Whether you run your own independent photography business, or you operate a virtual online coaching and nutrition business, the reality is, you have an Instagram, and you use that Instagram to market your services and attract clients. In fact, for many businesses, maintaining a publicly searchable account on Instagram to share photos and videos is a necessity for a successful business. Now, imagine the nightmare scenario where Instagram sells one of your images on your business’s Instagram account to a third-party vendor. That would surely be a copyright infringement and you as the business owner would have a viable and enforceable claim against that third party for copyright infringement, right? Recently, the Southern District for New York has addressed this specific issue, and so far, the answer is less than clear.

Back in April of 2020, a Judge in the Southern District of New York dismissed a plaintiff’s complaint filed against two defendants’ alleging a copyright claim. The plaintiff is a photographer, and Ziff Davis is a digital media and advertising company that owns multiple online brands and print titles. Ziff Davis owns Mashable, a media and entertainment platform that operates the website www.mashable.com.  The plaintiff uploaded an image titled “Child, Bride, Mother/Child Marriage in Guatemala,” in which she owns an exclusive United States copyright, on her public Instagram account. In 2016, Mashable contacted the plaintiff to license the image to showcase on their website. The plaintiff declined the offer. Nonetheless, a few days later, Mashable published an article and included a copy of the image. Mashable was able to do this with relative ease by embedding the content on Instagram to their website. Embedding occurs where a third party publishes content from Instagram’s servers in an Instagram frame on the third-party users’ website. In the complaint, the plaintiff agreed that rather than copying her photograph directly, the defendant posted “embed code” on its site which embedded the image in its article. The reality is, internet platforms including YouTube, Twitter, Facebook, Instagram, and LinkedIn provide their users with embed code, with which users may embed their content either on the social media platform or on other sites. Users have control to restrict or prevent embedding of their content if they designate their content as private.

The governing document central to the dispute is Instagram’s “Terms of Use.” When the plaintiff, and any other individual or business that enters into a contract with Instagram, accepts the Terms of Use, they are licensing to Instagram any photo they share while their account is set to public. Images may be sub-licensed by Instagram to a third-party user of Instagram’s services. Additionally, the defendants cited to Instagram’s “Platform Policy” which states that Instagram “provides the Instagram application programming interface (“API”) to help broadcasters and publishers discover content, get digital rights to media, and share media using web embeds.” The judge agreed with defendants and affirmed that the use of a public Instagram photo as embedded in an article on a third-party website is covered by Instagram’s Terms of Use.

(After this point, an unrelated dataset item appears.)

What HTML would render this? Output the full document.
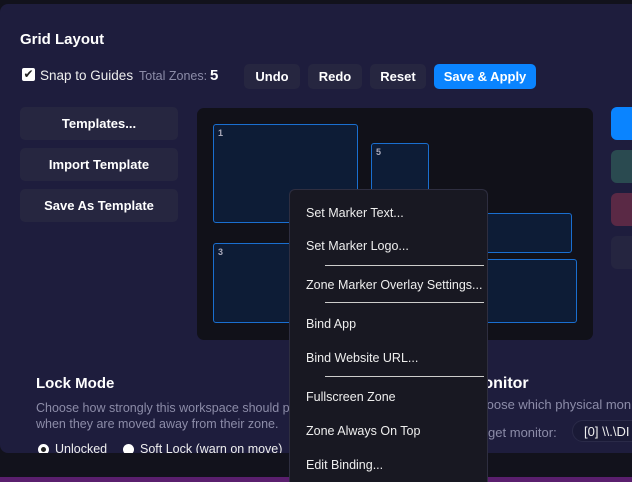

                However, last week, the Southern District in New York reconsidered its ruling in Sinclair v. Ziff Davis, LLC after a different judge in the same district addressed the same issue but ruled in the opposite. Earlier this month in McGucken v. Newsweek LLC, the court refused to dismiss the photographer’s copyright infringement claims based on Instagram’s Terms of Use, despite the defendant relying on the Sinclair decision in their argument.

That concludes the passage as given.